Bridging and Layer‑2 fragmentation: scaling brings choice, and choice brings complexity
A rollup-centric future is a major scaling win, but it also introduces new complexity for users and developers.
Bridging risks: where security assumptions can change
Bridges move assets and messages between chains or layers. They are essential for L2 usability, but they can also be high-risk targets due to the value they custody or represent. The main point for 2026 users is to understand that not all bridges share the same trust and security model.
Practical safety habits include:
- Prefer well-established bridging routes that are broadly scrutinized.
- Limit exposure by moving only what you need for your intended activity.
- Understand finality and withdrawal windows when moving funds across layers.
Layer‑2 fragmentation: liquidity, UX, and standards
As multiple L2 networks grow, users can face fragmented liquidity and uneven experiences. Developers may need to choose where to deploy, how to handle cross-L2 users, and how to manage messaging across networks.
The upside is that competition among L2s accelerates innovation.
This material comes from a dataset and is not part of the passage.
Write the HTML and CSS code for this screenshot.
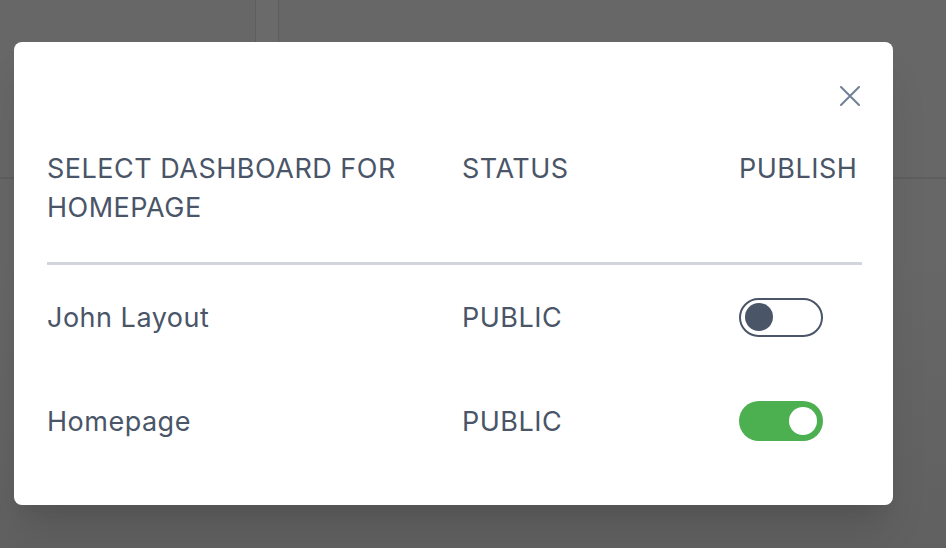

Over time, shared standards, improved interoperability, and better wallet routing can reduce the “many networks” friction while preserving the fee and throughput benefits that L2 scaling delivers.
DAOs and DeFi in 2026: from experiments to durable coordination tools
Ethereum’s biggest long-term advantage may be less about raw throughput and more about being the default platform for digital coordination. Two pillars of that coordination are DAOs and DeFi.
DAOs: governance, treasuries, and community ownership
Decentralized Autonomous Organizations (DAOs) use on-chain tools for proposals, voting, and treasury management. In 2026, DAOs increasingly act as:
- Community-governed product organizations funding development and ecosystem growth.
- Treasury managers allocating capital transparently.
- Coordination layers for digital communities that want open participation rules.
As tooling improves, DAOs can become more approachable: better voting UX, clearer delegation models, and more rigorous treasury controls. This supports healthier governance outcomes while keeping the transparency benefits that make DAOs compelling.
DeFi: composability at scale on L2
DeFi’s continuing role is to provide open, programmable financial primitives. In a modular Ethereum world, DeFi increasingly scales through L2 execution while keeping settlement assurances tied to Ethereum. That combination can support a broader range of users and use cases without sacrificing the “open access” foundation.
Ethereum in 2026 for different audiences: what you can do next
For builders
- Design for L2-first execution while anchoring security assumptions to Ethereum.
- Plan cross-L2 UX early, including bridging, liquidity routing, and user support.
- Invest in security engineering as a product feature: audits, monitoring, and safe upgrade patterns.
- Use account abstraction patterns to reduce onboarding friction and improve user safety.
For businesses exploring on-chain payments or assets
- Start with clear objectives (payments, settlement, tokenized assets, loyalty, identity).
- Choose the right layer: L2 for cost-sensitive throughput, L1 for maximum settlement assurance.
- Build with compliance and risk in mind, especially around custody, smart-contract risk, and operational controls.
For users and investors
- Understand ETH’s dual role: utility (gas, staking) plus exposure to ecosystem growth.
- Be intentional with bridging and limit unnecessary cross-layer moves.
- Use reputable apps with strong security track records and transparent risk disclosures.
Key risks to understand (without losing sight of the upside)
Ethereum’s 2026 story is overwhelmingly about progress and adoption, but responsible participation requires clear-eyed awareness of risks. The best outcome is not avoiding Ethereum; it is using it wisely.
| Topic | Why it matters | Practical mitigation mindset |
|---|---|---|
| MEV | Can worsen trade execution and centralize block-building power | Use protective transaction settings and understand execution risks in DeFi |
| Smart-contract vulnerabilities | Bugs can lead to irreversible losses | Prefer audited, battle-tested protocols; diversify exposure |
| Bridging risk | Bridges can introduce new trust assumptions and attack surfaces | Use established routes; move minimal funds; verify asset and network details |
| Layer‑2 fragmentation | Liquidity and UX can be split across networks | Rely on wallets and apps that simplify routing; expect improving standards |
| Monetary narrative risk | “Ultrasound money” depends on usage and issuance dynamics | Treat it as a mechanism, not a promise; focus on utility and adoption drivers |
The bottom line: Ethereum’s 2026 edge is compounding utility
Ethereum remains the dominant smart-contract platform in 2026 because it delivers something hard to replicate: a trusted settlement layer, a massive developer and application ecosystem, and a modular scaling strategy where Layer‑2 networks provide the speed while Ethereum provides the security. Recent improvements like expanded staking flexibility, account abstraction, and more predictable fees improve real-world usability, while ongoing research into Verkle trees and stateless clients keeps decentralization on the roadmap rather than treating it as a nice-to-have.
Looking forward, the emphasis on proto/danksharding, deeper ZK integration, and rollup optimization is aimed at making Ethereum capable of supporting thousands of transactions per second for gaming, payments, and tokenized real-world assets. At the same time, topics like MEV, smart-contract risk, bridging safety, and L2 fragmentation are now part of the “adult conversation” around Ethereum adoption.
For users, developers, and businesses, that combination is powerful: Ethereum in 2026 is not just surviving crypto’s evolution. It is shaping what scalable, secure, and usable smart-contract infrastructure looks like.